The Physical Limits of Self-Healing Materials

Self-healing materials demonstrate the ability to automatically repair damage similar to the healing process found in nearly all biological materials [1]. While most reported self-healing materials rely on slow diffusion-driven mass transport to achieve healing, stabilized liquid materials represent a class of materials which can self-heal at unprecedented speeds (~1 m/s), nearly three orders of magnitude faster than conventional diffusion-driven self-healing materials [2]. Such an ultrafast self-healing response has enabled engineering applications that were previously unachievable such as reverse filtration where large particles can pass through the material while retaining smaller ones [3]. In order to engineer self-healing materials capable of ultrafast self-healing, it is essential to understand the physical limits of the self-healing mechanisms involved. Here we show that inertial-capillary self-healing is the fastest mode of self-healing in functional materials.
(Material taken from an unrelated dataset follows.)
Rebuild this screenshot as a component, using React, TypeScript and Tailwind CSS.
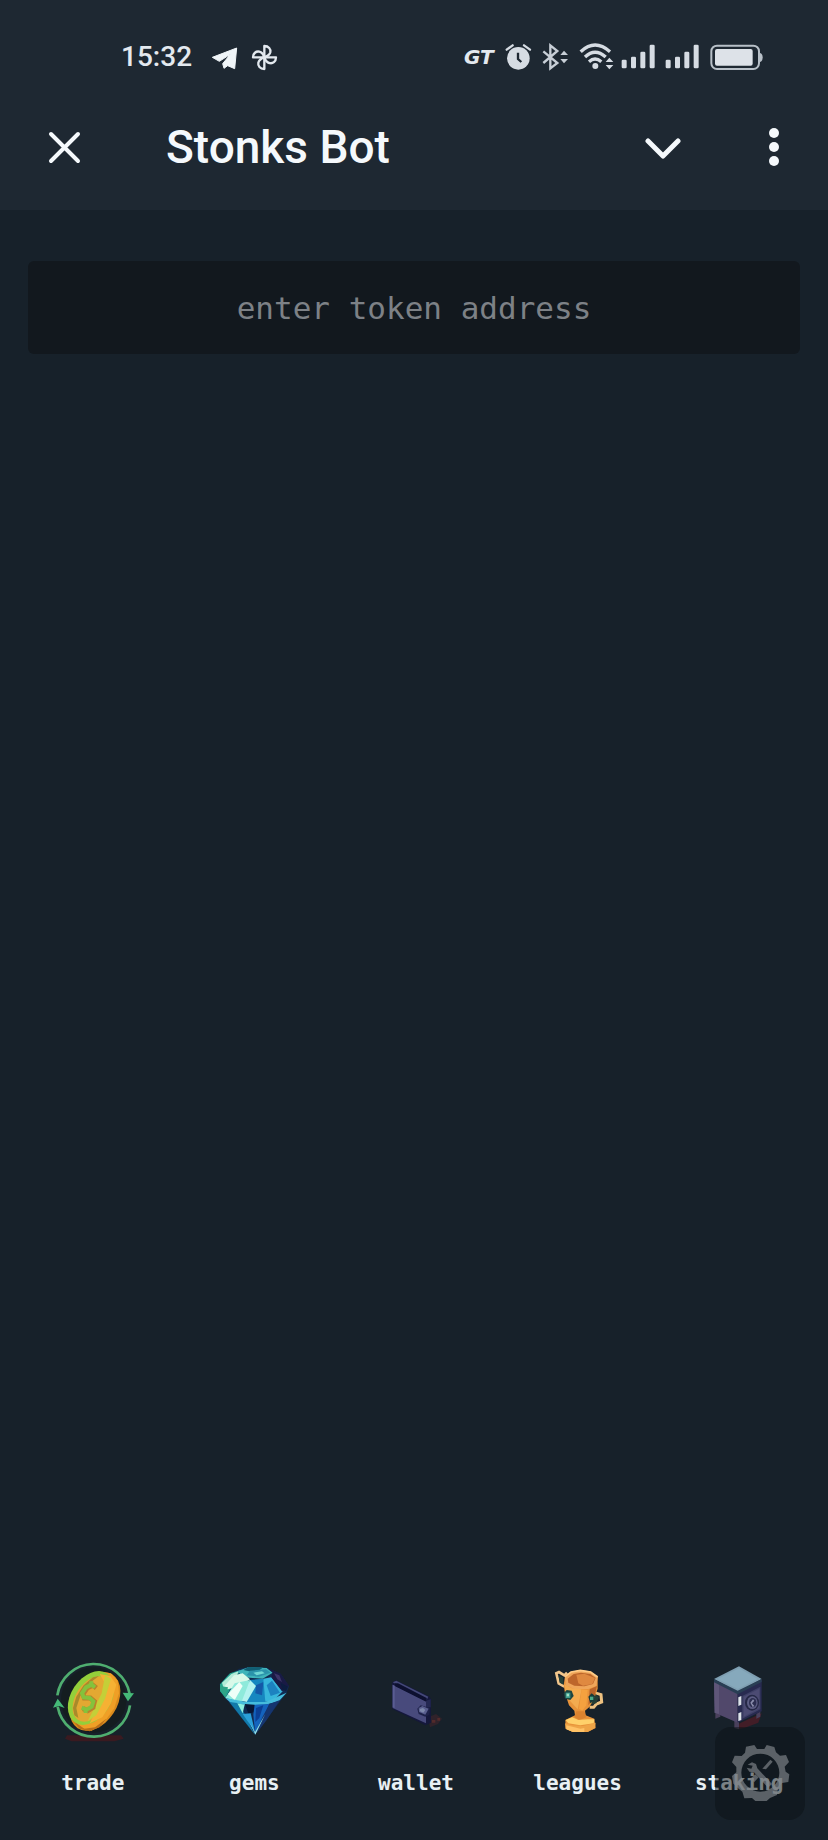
import React, { useState } from 'react';

const TradeIcon: React.FC = () => (
  <svg viewBox="51 45 270 270" className="size-[90px]" aria-hidden="true">
    <path d="M108 286H270L278 296L250 304H122L102 296Z" fill="#3a1a20" />
    <circle cx="188" cy="180" r="98" fill="#141d20" />
    <ellipse cx="192" cy="184" rx="66" ry="96" transform="rotate(33 192 184)" fill="#d98a1c" />
    <path d="M206 95L240 100L260 122L264 160L250 205L220 246L182 272L146 262L130 230Z" fill="#ef9f26" />
    <path d="M128 244L160 266L192 262L226 236L206 262L176 274L146 266Z" fill="#b96f1a" />
    <ellipse cx="180" cy="174" rx="60" ry="88" transform="rotate(33 180 174)" fill="#94cf3a" />
    <ellipse cx="182" cy="177" rx="48" ry="75" transform="rotate(33 182 177)" fill="#e3a832" />
    <path d="M206 102L238 108L256 134L240 190L214 232L176 250L196 212L216 176L224 134Z" fill="#f6b133" />
    <path d="M222 106L240 116L222 176L196 226L170 244L190 204L212 160Z" fill="#c4cf38" />
    <path d="M126 204L136 170L158 136L186 112L204 108L172 132L148 168L136 204L142 234L130 226Z" fill="#a98a2a" />
    <path d="M196 144L186 136L168 144L156 162L160 174L178 174L190 184L186 202L170 212L156 206" fill="none" stroke="#b9822a" strokeWidth="15" />
    <path d="M192 142L182 134L165 142L153 160L158 172L176 174L187 184L182 200L166 209L152 203M181 124V137M164 207V219" fill="none" stroke="#84c23c" strokeWidth="12" />
    <g fill="none" stroke="#4fae70" strokeWidth="8">
      <path d="M79 166A110 110 0 0 1 296 162" />
      <path d="M297 196A110 110 0 0 1 80 200" />
    </g>
    <path d="M275 158L309 160L291 184Z" fill="#45b978" />
    <path d="M66 203L80 176L101 204L84 198Z" fill="#45b978" />
  </svg>
);

const GemsIcon: React.FC = () => (
  <svg viewBox="27 45 270 270" className="size-[90px]" aria-hidden="true">
    <path d="M60 133L84 104L118 86L150 81L200 83L242 101L267 138L260 158L165 284L76 174L60 153Z" fill="#102b52" />
    <path d="M60 133L90 100L122 90L102 126L76 174L60 153Z" fill="#23a58e" />
    <path d="M66 128L94 102L118 92L98 126L70 142Z" fill="#b2ecd8" />
    <path d="M112 94L145 82L200 84L218 98L188 116L130 112Z" fill="#3fb4ba" />
    <path d="M145 81L190 82L168 98L130 90Z" fill="#115f74" />
    <path d="M150 92L198 88L212 98L176 110L140 106Z" fill="#2b93ab" />
    <path d="M160 98L186 94L194 100L170 106Z" fill="#6fd6d4" />
    <path d="M102 106L128 100L150 118L120 138L84 148L66 146Z" fill="#d9f9e9" />
    <path d="M76 174L104 130L150 120L140 184L112 184Z" fill="#8eeadb" />
    <path d="M84 162L118 126L128 138L104 180Z" fill="#effff8" />
    <path d="M60 138L84 142L76 170L62 154Z" fill="#2fa588" />
    <path d="M150 120L190 116L210 150L196 186L140 186Z" fill="#1687c0" />
    <path d="M150 120L168 138L140 186L126 182Z" fill="#b4f3ef" />
    <path d="M168 136L190 126L186 166L166 160Z" fill="#1458a7" />
    <path d="M190 116L214 112L248 154L222 180L196 186Z" fill="#37b6dc" />
    <path d="M200 136L216 122L240 158L212 168Z" fill="#1c82c0" />
    <path d="M200 83L242 101L267 138L246 154L214 112L218 96Z" fill="#191a45" />
    <path d="M222 100L238 106L246 126L232 118Z" fill="#3c3468" />
    <path d="M242 128L264 140L258 154L246 148Z" fill="#0c1d40" />
    <path d="M76 174L140 186L196 186L260 158L236 184L196 194L138 196L92 188Z" fill="#45bcdc" />
    <path d="M88 186L118 190L140 234L165 284Z" fill="#1279a8" />
    <path d="M112 190L134 194L128 220Z" fill="#8df0e0" />
    <path d="M134 192L164 194L162 216L146 222Z" fill="#081735" />
    <path d="M128 222L152 220L165 276Z" fill="#2a9fd8" />
    <path d="M164 194L208 192L190 234L165 276L160 224Z" fill="#1463bd" />
    <path d="M168 204L190 196L178 234L166 246Z" fill="#0b3f95" />
    <path d="M208 192L240 180L200 240L170 280L186 234Z" fill="#15356f" />
    <path d="M150 250L165 276L196 222L166 284Z" fill="#8fe2ee" />
  </svg>
);

const WalletIcon: React.FC = () => (
  <svg viewBox="27 45 270 270" className="size-[90px]" aria-hidden="true">
    <path d="M198 232L222 222L240 236L228 252L204 262Z" fill="#30222a" />
    <path d="M210 240H220V248H210ZM226 234H234V242H226Z" fill="#532a2b" />
    <path d="M90 128L102 121L201 169L207 178V248L190 256L91 207Z" fill="#15183b" />
    <path d="M92 134L192 184V250L92 204Z" fill="#484a7c" />
    <path d="M92 127L103 122L199 170L194 180Z" fill="#444878" />
    <path d="M99 130L108 130L194 174L194 186L100 139Z" fill="#0d1030" />
    <path d="M92 134L98 138V204L92 202Z" fill="#5a5c92" />
    <path d="M192 182L206 178V202L192 204Z" fill="#242852" />
    <path d="M166 206L176 196L204 204L202 224L190 230L170 222Z" fill="#1d2149" />
    <path d="M170 204L181 198L200 206L190 224L171 216Z" fill="#595e8e" />
    <path d="M173 207L183 204L190 210L184 218L174 214Z" fill="#7d88ac" />
  </svg>
);

const LeaguesIcon: React.FC = () => (
  <svg viewBox="48 45 270 270" className="size-[90px]" aria-hidden="true">
    <path d="M142 140L125 130L118 100L126 96L142 106L150 98" fill="none" stroke="#f2c68c" strokeWidth="8" />
    <path d="M125 108L138 112L140 134L128 128Z" fill="#244039" />
    <path d="M232 158L252 164L254 186L238 192L230 202L218 202" fill="none" stroke="#edc180" strokeWidth="9" />
    <path d="M216 164L232 158L246 172L238 190L220 194Z" fill="#263d34" />
    <path d="M144 108L160 96L188 90L220 94L242 110V146L232 174L218 200L204 212L206 226L232 236L236 264L212 276H168L146 266L145 240L174 226L172 212L156 196L144 160L140 136Z" fill="#e8933a" />
    <path d="M144 112L164 96L190 90L222 96L242 112L238 138L214 147L172 147L146 136Z" fill="#efa65a" />
    <path d="M152 116L170 102L192 98L220 102L236 114L228 132L202 139L172 137L154 128Z" fill="#bd662b" />
    <path d="M178 104L202 101L234 114L226 132L198 137L184 130Z" fill="#df8940" />
    <path d="M142 132L164 145L194 148L182 208L160 184L146 160Z" fill="#f3ab50" />
    <path d="M194 148L212 150L208 196L196 212L186 206Z" fill="#f5a13f" />
    <path d="M218 148L240 138L232 172L214 196Z" fill="#ba642a" />
    <path d="M178 214H202L208 232L188 240L172 232Z" fill="#dc832f" />
    <path d="M146 240L166 232L184 240L212 238L232 238L230 250L190 256L154 250Z" fill="#ffd06a" />
    <path d="M144 250L164 256L198 258L236 248L234 264L212 276H168L146 266Z" fill="#eea447" />
    <path d="M148 256L190 266L202 264L202 276H168L148 268Z" fill="#ffc266" />
    <path d="M140 160L149 150L164 152L170 168L160 180L144 176Z" fill="#1c4440" />
    <path d="M146 158H160V174H146Z" fill="#3e9e8f" />
    <path d="M149 161H156V169H149Z" fill="#a2ddc4" />
    <path d="M214 170L224 160L234 168L232 182L220 190Z" fill="#193b37" />
    <path d="M219 170H229V180H219Z" fill="#4dab8a" />
    <path d="M144 110L162 96L190 91L221 96L242 111" fill="none" stroke="#ffcc87" strokeWidth="5" />
  </svg>
);

const StakingIcon: React.FC = () => (
  <svg viewBox="39 45 270 270" className="size-[90px]" aria-hidden="true">
    <path d="M176 250L242 220L232 248L190 264L168 268Z" fill="#421d27" />
    <path d="M103 216V236L118 230V222ZM160 242V264L174 268V246ZM226 222V236L238 230V214Z" fill="#4a405c" />
    <path d="M99 120L170 155V248L101 218Z" fill="#51486b" />
    <path d="M99 120L114 128V222L101 218Z" fill="#5f5679" />
    <path d="M170 155L242 119V214L170 248Z" fill="#282a50" />
    <path d="M99 117L174 79L242 117L170 156Z" fill="#7f9fb2" />
    <path d="M110 117L174 85L230 117L170 147Z" fill="#86a9bc" />
    <path d="M99 117L170 152L242 117V126L170 163L99 127Z" fill="#293e54" />
    <path d="M184 168L238 140V208L184 236Z" fill="#3f4167" />
    <path d="M188 170L235 146V205L188 230Z" fill="#4c4b73" />
    <path d="M172 172L181 168V194L172 198ZM172 220L181 216V240L172 243Z" fill="#dde3e8" />
    <ellipse cx="213" cy="188" rx="21" ry="24" fill="#252846" />
    <ellipse cx="214" cy="188" rx="16" ry="19" fill="#5c5d83" />
    <ellipse cx="215" cy="188" rx="11" ry="14" fill="#2c2e50" />
    <path d="M208 188L216 178L220 182L213 190L220 198L215 201Z" fill="#8a8dab" />
  </svg>
);

const SignalIcon: React.FC = () => (
  <svg viewBox="513 33 114 90" className="h-[30px] w-[38px]" fill="#d6dce3" aria-hidden="true">
    <rect x="515" y="86" width="15" height="26" rx="4" />
    <rect x="543" y="77" width="15" height="35" rx="4" />
    <rect x="571" y="62" width="15" height="50" rx="4" />
    <rect x="599" y="41" width="15" height="71" rx="4" />
  </svg>
);

const StatusBar: React.FC = () => (
  <div className="flex h-[84px] items-center justify-between pt-[30px] pr-[65px] pl-[121px]">
    <div className="flex items-center gap-3">
      <time className="mr-2 w-[70px] text-[28px] leading-8 font-medium text-[#e3e9ef]">15:32</time>
      <svg viewBox="333 33 81 90" className="h-[30px] w-[27px]" aria-hidden="true">
        <path d="M337 79L410 51L404 113L383 104L372 112L368 98L391 70L358 91Z" fill="#f0f5f8" stroke="#f0f5f8" strokeWidth="3" strokeLinejoin="round" />
      </svg>
      <svg viewBox="450 33 87 90" className="h-[30px] w-[29px]" fill="none" stroke="#e3e9ef" strokeWidth="7" strokeLinejoin="round" aria-hidden="true">
        <path d="M493 79V45C506 45 513 54 511 64C509 72 502 76 493 79Z" />
        <path d="M493 79H528C528 92 518 99 508 96C500 94 496 88 493 79Z" />
        <path d="M493 79V114C480 114 473 105 475 95C477 87 484 82 493 79Z" />
        <path d="M493 79H459C459 67 468 60 478 62C486 64 490 70 493 79Z" />
      </svg>
    </div>
    <div className="flex items-center gap-[6px]">
      <span className="w-[34px] font-['DejaVu_Sans',sans-serif] text-[20px] leading-none font-bold text-[#e3e9ef] italic">GT</span>
      <svg viewBox="162 33 87 90" className="h-[30px] w-[29px]" aria-hidden="true">
        <circle cx="205" cy="82" r="34" fill="#d6dce3" />
        <path d="M204 65V84L214 93" fill="none" stroke="#1e2832" strokeWidth="7" />
        <path d="M170 56L188 43M222 43L240 56" stroke="#d6dce3" strokeWidth="7" strokeLinecap="round" />
      </svg>
      <svg viewBox="267 33 93 90" className="h-[30px] w-[31px]" aria-hidden="true">
        <path d="M280 61L322 96L301 112V43L322 60L280 96" fill="none" stroke="#c8cfd7" strokeWidth="7" />
        <path d="M331 72L342 59L354 72ZM331 84L342 97L354 84Z" fill="#c8cfd7" />
      </svg>
      <svg viewBox="378 33 117 90" className="h-[30px] w-[39px]" aria-hidden="true">
        <g fill="none" stroke="#d6dce3" strokeWidth="10">
          <path d="M392 62Q435 22 480 62" />
          <path d="M405 78Q435 49 467 78" />
          <path d="M417 92Q435 76 454 92" />
        </g>
        <circle cx="436" cy="105" r="9" fill="#d6dce3" />
        <path d="M467 93L478 80L490 93ZM467 102L478 115L490 102Z" fill="#d6dce3" />
      </svg>
      <SignalIcon />
      <SignalIcon />
      <svg viewBox="777 33 162 90" className="h-[30px] w-[54px]" aria-hidden="true">
        <rect x="784" y="44" width="143" height="70" rx="17" fill="none" stroke="#b8c0c8" strokeWidth="6" />
        <rect x="795" y="54" width="113" height="50" rx="6" fill="#dde2e8" />
        <path d="M930 66Q938 68 938 79Q938 91 930 93Z" fill="#b8c0c8" />
      </svg>
    </div>
  </div>
);

const SettingsIcon: React.FC = () => (
  <svg viewBox="105 260 270 279" className="h-[93px] w-[90px]" aria-hidden="true">
    <g fill="#83888d" opacity="0.65">
      <path
        fillRule="evenodd"
        d="M223 314L231 326H253L260 314L283 320L288 336L300 346L318 344L327 365L314 379L317 394L328 402L325 425L306 428L294 443L291 464L270 473L260 482H226L216 473L193 474L187 454L176 445L160 430L156 407L169 396L169 380L156 366L164 346L185 347L195 337L198 319ZM241 340A57 57 0 1 0 241 454A57 57 0 1 0 241 340Z"
      />
      <path d="M203 373L216 366L228 371L232 384L276 431L264 442L222 396L208 394L200 382L214 385L218 376Z" />
      <path d="M271 358L278 364L258 387L247 385Z" />
      <path d="M214 412L226 402L236 411L222 426Z" />
    </g>
  </svg>
);

const navItems = [
  { label: 'trade', Icon: TradeIcon },
  { label: 'gems', Icon: GemsIcon },
  { label: 'wallet', Icon: WalletIcon },
  { label: 'leagues', Icon: LeaguesIcon },
  { label: 'staking', Icon: StakingIcon },
];

const App: React.FC = () => {
  const [address, setAddress] = useState<string>('');

  return (
    <div className="relative flex min-h-screen flex-col bg-[#17212a] font-[Roboto,sans-serif]">
      <header className="bg-[#1e2832]">
        <StatusBar />
        <div className="flex h-[126px] items-center px-12 text-[#f5f9fc]">
          <button type="button" aria-label="Close">
            <svg viewBox="0 0 33 33" className="size-[33px]" fill="none" stroke="currentColor" strokeWidth="4" strokeLinecap="round" aria-hidden="true">
              <path d="M3 3L30 30M30 3L3 30" />
            </svg>
          </button>
          <h1 className="ml-[85px] flex-1 text-[46px] leading-[54px] font-medium">Stonks Bot</h1>
          <button type="button" aria-label="Minimize" className="mr-[87px]">
            <svg viewBox="0 0 36 36" className="size-9" fill="none" stroke="currentColor" strokeWidth="5" strokeLinecap="round" strokeLinejoin="round" aria-hidden="true">
              <path d="M3 12L18 27L33 12" />
            </svg>
          </button>
          <button type="button" aria-label="More options">
            <svg viewBox="0 0 12 40" className="h-10 w-3" fill="currentColor" aria-hidden="true">
              <circle cx="6" cy="6" r="5" />
              <circle cx="6" cy="20" r="5" />
              <circle cx="6" cy="34" r="5" />
            </svg>
          </button>
        </div>
      </header>

      <main className="flex-1 px-7 pt-[51px]">
        <input
          type="text"
          aria-label="Token address"
          value={address}
          onChange={(e) => setAddress(e.target.value)}
          placeholder="enter token address"
          className="h-[93px] w-full rounded-md bg-[#12181e] px-4 text-center font-['DejaVu_Sans_Mono',monospace] text-[31px] text-[#e3e9ef] outline-none placeholder:text-[#7d8186]"
        />
      </main>

      <nav className="grid grid-cols-5 pr-2 pb-[43px] pl-3">
        {navItems.map(({ label, Icon }) => (
          <a key={label} href={`#${label}`} className="flex flex-col items-center gap-6">
            <Icon />
            <span className="font-['DejaVu_Sans_Mono',monospace] text-[21px] leading-7 font-bold text-[#e8f0f4]">{label}</span>
          </a>
        ))}
      </nav>

      <button type="button" aria-label="Tools" className="absolute right-[23px] bottom-5 rounded-2xl bg-[#0c1115]/50">
        <SettingsIcon />
      </button>
    </div>
  );
};

export default App;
Our results suggest that the inertial-capillary self-healing rate of a liquid film scales with its Taylor-Culick rupture speed, an intrinsic material property of the system. We also provide a relationship for the critical impact speed of an impinging object, beyond which the film will rupture instead of self-heal, defining the functional regime of self-healing liquid films. Our findings offer the first physical design principles for engineering ultrafast self-healing materials that surpass the current state-of-the-art self-healing materials.

References:
[1] S.R. White, N.R. Sottos, P.H. Geubelle, J.S. Moore, M.R. Kessler, S.R. Sriram, E.N. Brown, S. Viswanathan, Nature 409, 794 – 797 (2001).
[2] B.J. Blaiszik, S.L.B. Kramer, S.C. Olugebefola, J.S. Moore, N.R. Sottos, S.R. White, Annu. Rev. Mater. Res. 40, 179 – 211 (2010).
[3] B.B. Stogin, L. Gockowski, H. Feldstein, H. Claure, J. Wang, T.-S. Wong. Sci. Adv. 4, eaat3276 (2018).